You have willingly walked into a trap. You have mistaken theater for leverage and a pressure-release valve for a battering ram. You have not challenged the system; you have participated in a ritual designed to legitimize it, pacify you, and gather intelligence for your future suppression.
Look closely at this machine. This is what the state sees when you protest.
You are not a threat. You are raw material. Your dissent is being processed.
The Illusion of Influence: Protest as Theater
The modern, state-sanctioned march is the pinnacle of "performative activism." It is designed to feel significant while being structurally impotent. Its primary product is not policy change, but a temporary emotional release for the participants.
Academic analysis distinguishes between genuine leverage activism—actions that create tangible outcomes, like the strategic boycotts of the Civil Rights Movement—and "protest theater," which aims to "tickle the conscience" of the oppressor. The state-sanctioned march falls squarely in the latter category. It is a spectacle, not a strategy.
Consider the evidence: * In Georgia, up to 300,000 people protested a "foreign influence" law. The bill was passed anyway. * The global protests against the Iraq War in 2003 were among the largest in human history. They changed nothing.
These events are not failures of participation; they are failures of method. The state grants a permit not out of respect for your rights, but because it knows the march is a dead end. It dictates the time, the route, and the duration. Your "resistance" operates on a schedule convenient to your opposition. You are contained, managed, and ultimately, dismissed.
The goal is to provide an illusion of participation, dissipating public anger without genuinely addressing grievances or altering government decisions.
The Safety Valve: Engineering Social Stability
Why would a regime allow any form of dissent? Because managed dissent is a crucial tool for maintaining power. The "safety valve theory" posits that by allowing controlled outlets for discontent, the state reduces the risk of more disruptive, revolutionary action.
A permitted march serves several strategic functions for the regime: 1. It Dissipates Rage: You arrive angry; you leave tired. The act of marching provides a psychological release that drains the energy needed for more sustained, strategic action. 2. It Reinforces State Legitimacy: By "allowing" you to protest, the state projects an image of tolerance and democratic health, both to its own citizens and to the international community. It neuters criticism by performing the ritual of free speech. 3. It Filters for Radicals: Those who abide by the permit are, by definition, the compliant dissenters. Anyone who steps outside the designated "protest zone" is immediately re-categorized from a citizen exercising a right to a criminal breaking the law, making them an easy target for state violence.
You are not crashing the gates. You are being escorted to a petting zoo for dissidents, where you can make all the noise you want before being sent home.
From Protest to Intelligence Goldmine
This is the most sinister function of the modern protest. You believe you are showing the state your numbers. In reality, you are showing the state exactly who you are.

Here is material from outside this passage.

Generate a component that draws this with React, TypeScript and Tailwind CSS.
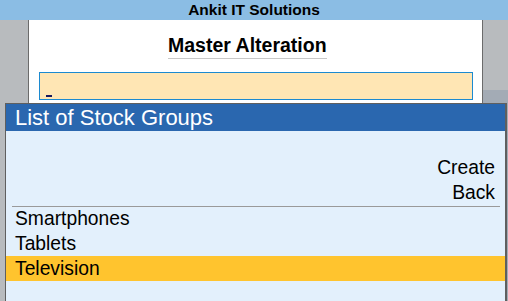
import React from "react";

export default function App() {
  const font = { fontFamily: '"Liberation Sans", Arial, sans-serif' };
  return (
    <div
      className="relative w-[508px] h-[301px] overflow-hidden bg-[#B8BBBE] flex flex-col"
      style={font}
    >
      <div className="h-[20px] bg-[#8BBDE4] flex items-center justify-center text-[15.5px] font-bold text-black leading-[20px]">
        Ankit IT Solutions
      </div>
      <div className="flex flex-1">
        <div className="w-[28px] bg-[#B8BBBE]" />
        <div className="w-[455px] bg-white border-l border-r border-[#6B6B6B] flex flex-col">
          <div className="pl-[139px] pt-[13px]">
            <div className="inline-block text-[19.5px] font-bold leading-[24px] text-black border-b border-[#C8C8C8] pb-[1px]">
              Master Alteration
            </div>
          </div>
          <div className="mt-[13px] ml-[10px] mr-[9px] h-[28px] bg-[#FFE6B4] border border-[#1C8AD0] relative">
            <div className="absolute left-[6px] top-[22px] w-[6px] h-[2px] bg-[#1A1A5E]" />
          </div>
        </div>
        <div className="flex-1 flex flex-col">
          <div className="h-[70px] bg-[#B8BBBE]" />
          <div className="flex-1 bg-[#A3ABB5]" />
        </div>
      </div>

      <div className="absolute left-[5px] top-[103px] w-[502px] h-[220px] border-t border-l border-r-2 border-[#5F5F5F] bg-[#E3F0FC] flex flex-col">
        <div className="h-[27px] bg-[#2A67AF] text-white text-[22px] leading-[27px] pl-[9px]">
          List of Stock Groups
        </div>
        <div className="pt-[24px] pr-[10px] flex flex-col items-end text-[19.3px] leading-[25px] text-black">
          <div>Create</div>
          <div>Back</div>
        </div>
        <div className="mt-[1px] ml-[6px] mr-[5px] h-[1px] bg-[#9A9A9A]" />
        <div className="-mt-[1px] flex flex-col text-[19.3px] leading-[25px] text-black">
          <div className="h-[25px] pl-[9px]">Smartphones</div>
          <div className="h-[25px] pl-[9px]">Tablets</div>
          <div className="h-[25px] pl-[9px] bg-[#FFC42E]">Television</div>
        </div>
      </div>
    </div>
  );
}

Every mass demonstration is a mass surveillance event. While you are chanting, the state is harvesting data.
Surveillance Method | Purpose |
---|---|
Facial Recognition | Drones, CCTV, and ground units scan faces, matching them against databases to identify participants, even for unrelated warrants. |
Social Media Monitoring (OSINT) | Analysts scrape public posts, events, and photos to map networks, identify organizers, and build profiles on activists. |
License Plate Readers | Automated readers on police vehicles and infrastructure log every car in the vicinity, tracking your arrival and departure. |
Cell-Site Simulators (Stingrays) | IMSI-catchers trick phones into connecting to them, logging the unique identifiers of every device—and therefore every person—in the area. |
Aerial Surveillance | Drones, helicopters, and spy planes (like the Predator drone used in Minneapolis) provide a god's-eye view, tracking crowd movements and individuals. |
This isn't theoretical. It's documented practice. During the Freddie Gray and George Floyd protests, law enforcement used this exact playbook. The FBI's COINTELPRO program, which historically targeted civil rights groups, never ended; it just got a technology upgrade.

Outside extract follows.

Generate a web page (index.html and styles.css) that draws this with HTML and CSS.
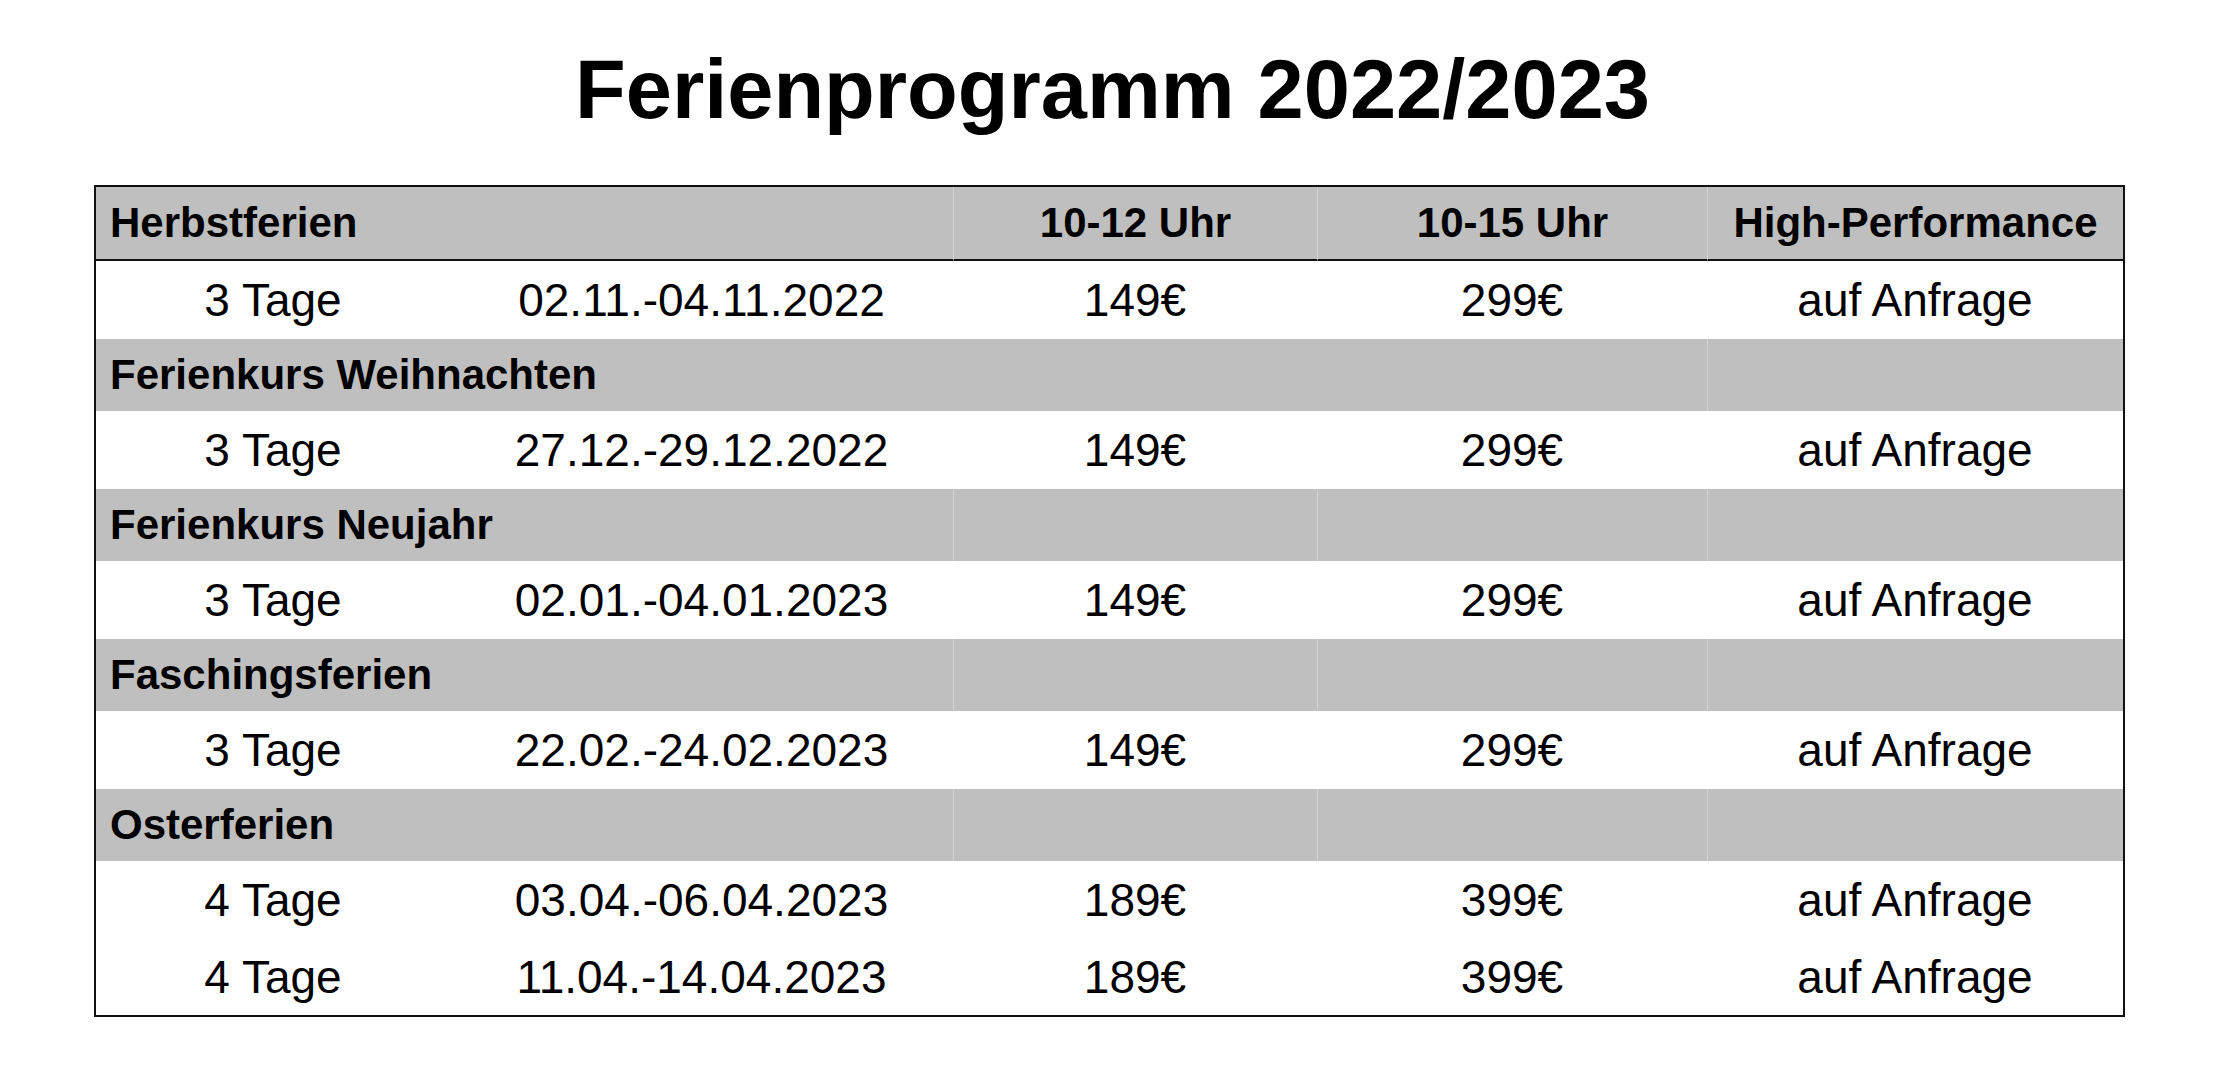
FILE: index.html
```html
<!DOCTYPE html>
<html lang="de">
<head>
<meta charset="utf-8">
<title>Ferienprogramm 2022/2023</title>
<link rel="stylesheet" href="styles.css">
</head>
<body>
<main class="page">
  <h1 class="title">Ferienprogramm 2022/2023</h1>
  <table class="program">
    <colgroup>
      <col class="c-days">
      <col class="c-dates">
      <col class="c-short">
      <col class="c-long">
      <col class="c-hp">
    </colgroup>
    <thead>
      <tr class="head">
        <th colspan="2" class="label">Herbstferien</th>
        <th class="div">10-12 Uhr</th>
        <th class="div">10-15 Uhr</th>
        <th class="div">High-Performance</th>
      </tr>
    </thead>
    <tbody>
      <tr class="data"><td>3 Tage</td><td>02.11.-04.11.2022</td><td>149€</td><td>299€</td><td>auf Anfrage</td></tr>
      <tr class="section"><th colspan="4" class="label">Ferienkurs Weihnachten</th><th class="div"></th></tr>
      <tr class="data"><td>3 Tage</td><td>27.12.-29.12.2022</td><td>149€</td><td>299€</td><td>auf Anfrage</td></tr>
      <tr class="section"><th colspan="2" class="label">Ferienkurs Neujahr</th><th class="div"></th><th class="div"></th><th class="div"></th></tr>
      <tr class="data"><td>3 Tage</td><td>02.01.-04.01.2023</td><td>149€</td><td>299€</td><td>auf Anfrage</td></tr>
      <tr class="section"><th colspan="2" class="label">Faschingsferien</th><th class="div"></th><th class="div"></th><th class="div"></th></tr>
      <tr class="data"><td>3 Tage</td><td>22.02.-24.02.2023</td><td>149€</td><td>299€</td><td>auf Anfrage</td></tr>
      <tr class="section"><th colspan="2" class="label">Osterferien</th><th class="div"></th><th class="div"></th><th class="div"></th></tr>
      <tr class="data"><td>4 Tage</td><td>03.04.-06.04.2023</td><td>189€</td><td>399€</td><td>auf Anfrage</td></tr>
      <tr class="data last"><td>4 Tage</td><td>11.04.-14.04.2023</td><td>189€</td><td>399€</td><td>auf Anfrage</td></tr>
    </tbody>
  </table>
</main>
</body>
</html>
```
FILE: styles.css
```css
html, body {
  margin: 0;
  padding: 0;
  background: #ffffff;
}

body {
  font-family: "Liberation Sans", Arial, sans-serif;
  color: #000000;
}

.page {
  padding-top: 48px;
}

.title {
  margin: 0 0 53px 0;
  font-size: 83px;
  line-height: 84px;
  font-weight: 700;
  text-align: center;
}

.program {
  margin-left: 94px;
  width: 2031px;
  box-sizing: border-box;
  table-layout: fixed;
  border-collapse: separate;
  border-spacing: 0;
  border: 2px solid #111111;
}

.c-days { width: 354px; }
.c-dates { width: 503px; }
.c-short { width: 364px; }
.c-long { width: 390px; }
.c-hp { width: 416px; }

.program th,
.program td {
  padding: 0;
  vertical-align: middle;
  white-space: nowrap;
}

.head th,
.section th {
  background: #bfbfbf;
  font-size: 42px;
  font-weight: 700;
  text-align: center;
}

.head th {
  height: 72px;
  border-bottom: 2px solid #111111;
}

.program th.label {
  text-align: left;
  padding-left: 14px;
}

.program th.div {
  border-left: 1px solid #d2d2d2;
}

.section th {
  height: 72px;
}

.data td {
  height: 78px;
  font-size: 46px;
  font-weight: 400;
  text-align: center;
  background: #ffffff;
}

.data.last td {
  height: 76px;
}
```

When you join a permitted protest, you are voluntarily submitting yourself to an intelligence-gathering operation. You are populating the state's dossiers, helping it map your network of associates, and providing the data points that will be used against you when the velvet glove of managed dissent comes off. The "chilling effect" isn't just a side effect; it's a strategic objective.
The Strategic Miscalculation: A Gross Waste of Resources
Think of the resources poured into a single, large-scale march: thousands of hours of planning, millions in collective travel and material costs, and an immeasurable amount of social and emotional energy.
Now, weigh that against the outcome: zero policy change, a pacified populace, and a database full of new intelligence for the state.
The return on investment is catastrophically negative.
This is the brutal truth: The permitted protest is an empty gesture. It is a legacy tactic that has been thoroughly co-opted by the modern security state. It is a strategic dead end that consumes the very resources needed for effective action. Continuing to engage in this theater is not just naive; it is a form of complicity. It is helping the state turn the gears of its own machine.
The first step toward genuine leverage is to stop feeding the grinder.